Há de se considerar, no entanto, as necessidades de uma nação e de um povo, que convive com graves problemas estruturais, de saneamento básico, de saúde, de energia, de abastecimento e porque não dizer, um povo privado do mínimo possível. Este povo merece viver melhor, trata-se acima de tudo da necessidade do renascimento de uma nação e de sua reconstrução, após séculos sem independência. Nós da Diáspora não podemos, salvo melhor juízo, privar a nação Armênia de um futuro mais feliz, condenando estes protocolos de forma peremptória, sem que ao menos as discussões sobre os mesmos se iniciassem, vamos discuti-los à exaustão, com os turcos ou não turcos e especialmente entre nós.

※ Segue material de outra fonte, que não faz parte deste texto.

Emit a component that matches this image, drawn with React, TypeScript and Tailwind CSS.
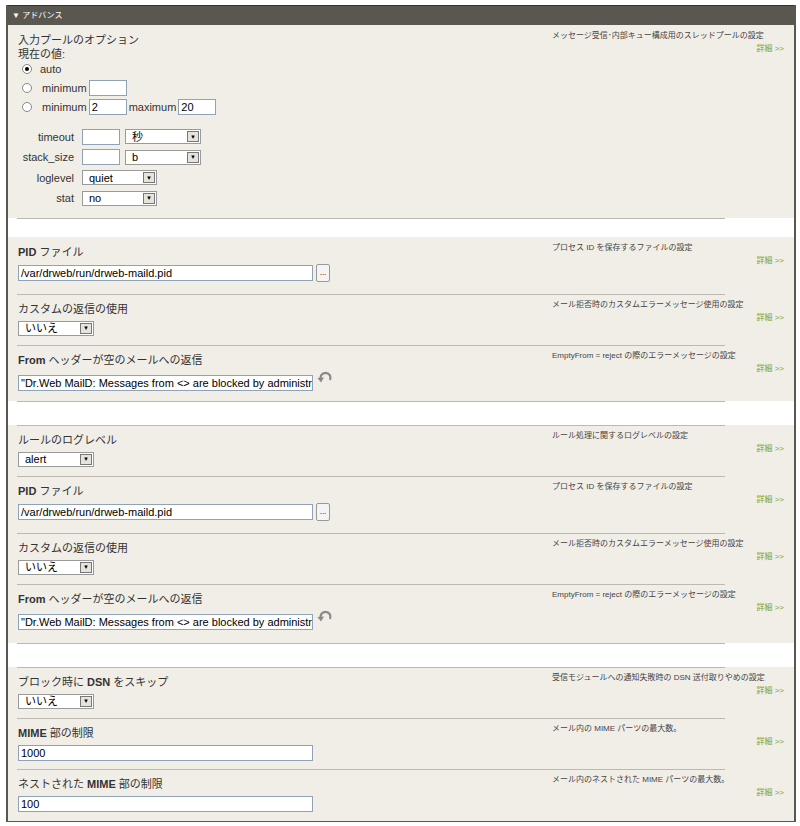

Com muito diálogo e paciência, iremos encontrar uma solução que não nos leve ao rompimento dos laços de sangue com os nossos compatriotas. É a minha modesta opinião.

No tocante as fronteiras, o presidente Sarkissian, mencionou que os assuntos territoriais estão ligados intimamente a dois contextos. O primeiro é a questão do genocídio, como acima narrado e o segundo, será decidido pelas cortes internacionais. Não tenho comentários a fazer sobre o tema.

A terceira questão referente a Nagorno-Karabach, que me pareceu a mais importante para os armênios da Armênia, o presidente Sarkissian, referiu que os protocolos não guardam a menor conexão ou dependência com a normalização dos laços com a Turquia, citando como referência o Grupo Minsk(organização em segurança e cooperação na Europa, formado pela França,EUA e Rússia), que reiteradamente tem afirmado que a questão de Nagorno, não é condição prévia para a assinatura dos protocolos.

Ao que tudo indica, esta afirmação era verdadeira, mas no último momento, antes das assinaturas, a Turquia pressionada pelos Azeris, que a acusam de traição, tentou impor a inclusão desta questão no documento, o que foi rechaçado pelos armênios. Parece que somente a intervenção da representante dos EUA, Hillary Clinton, possibilitou a assinatura dos protocolos após três horas de atraso, sem a inclusão do tema e sem os discursos programados.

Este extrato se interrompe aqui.